So, here we are. It has been a long road, but finally, we have a release date and the concrete knowledge that No Man’s Sky is coming to PS4 and PC on 24 June (UK). This game has attained something of a mythic status; you need only take the fact that it has over 50 awards and nominations prior to its release to realise just what the expectation level is for this game. But why has this game been built up so much? Why is the internet losing its mind over No Man’s Sky? And why has it been such a long journey to the final, solid release date of the game (and in fact, as we shall see, even the prospect of any release at all)? I hope to provide some kind of answer to these questions, as well as expanding on what we can expect, what has been confirmed in the game, and why you most definitely should give it a second look if previously you investigated this and thought: “Not for me”.

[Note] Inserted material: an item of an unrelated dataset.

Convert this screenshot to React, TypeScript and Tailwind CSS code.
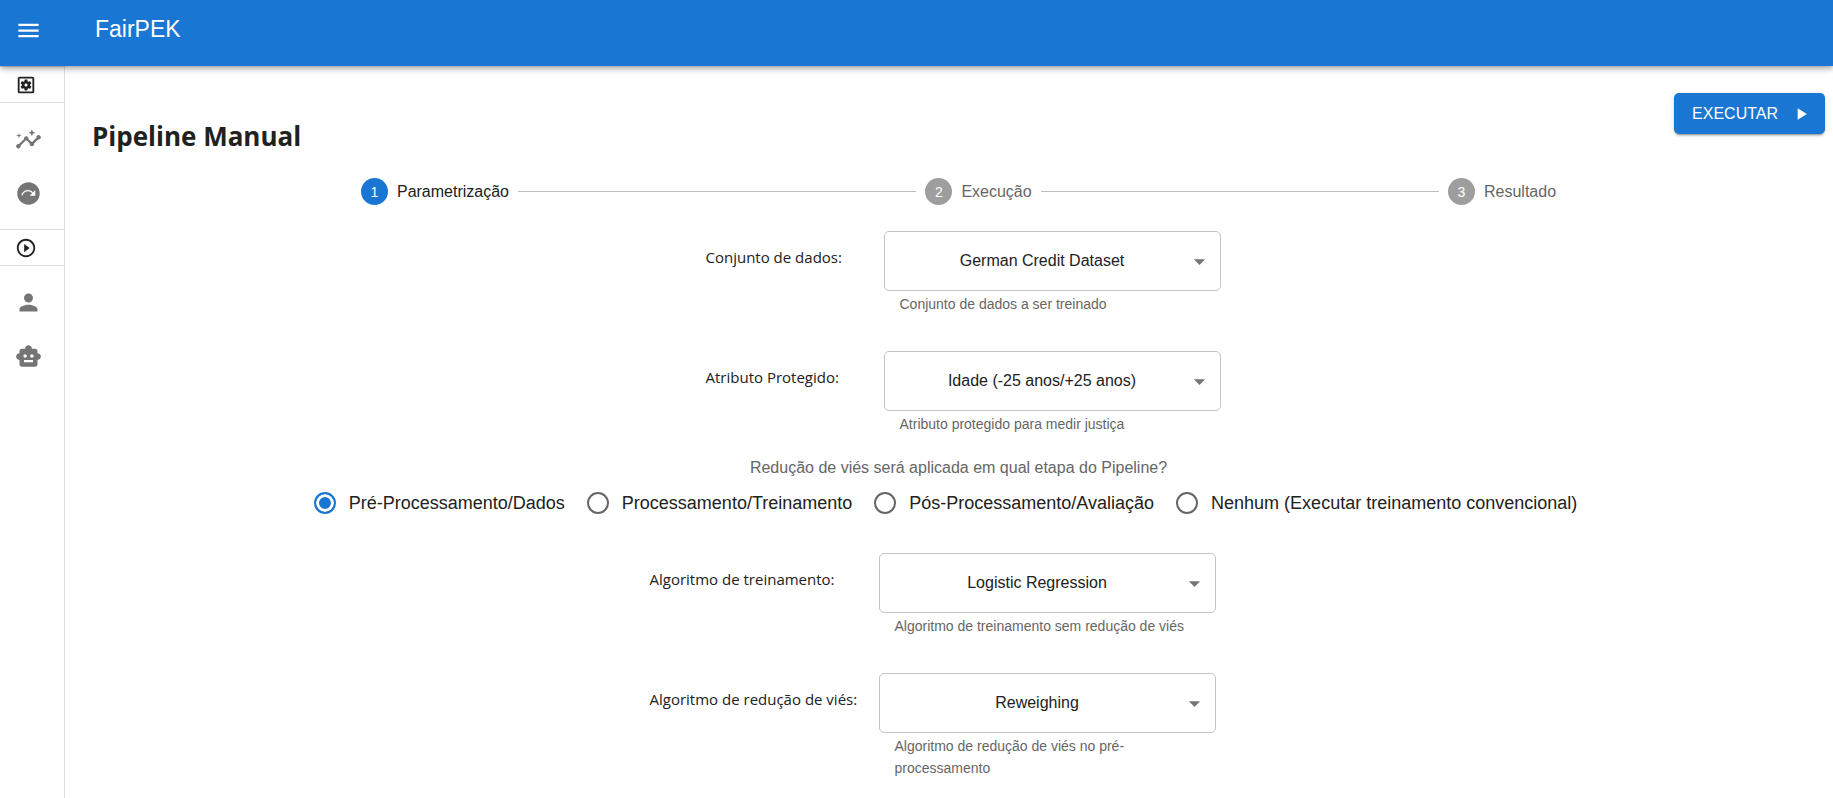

Firstly, let’s look at why the game is so “hyped”. It began, initially, as a game Sean Murray, the Managing Director of Hello Games and all round creative genius, developed in secret whilst putting the finishing touches on Joe Danger 2. He did not even let his team know he was developing it. Sean described the process of working on Joe Danger 2 as a kind of “mid-life crisis” in which he was worried Hello Games would fall into the trap of so many modern game developers and, indeed, film studios, of producing endless sequels, reboots and rehashed material. Eventually, he told the team, and as development continued on what was swiftly becoming an electrifying new concept, more of the team were brought on board. The team ended up consisting of 13 members (a video-game parallel of Christ and his Apostles, perhaps?), which in comparison with the teams of other Guildford based games companies such as Supermassive Games and Lionhead, who employ over 200 staff, was still an incredibly lean unit.
“Despite their concerns over how the concept of such a big game could be brought across in such a short space of time, the teaser grabbed huge attention from the gaming press”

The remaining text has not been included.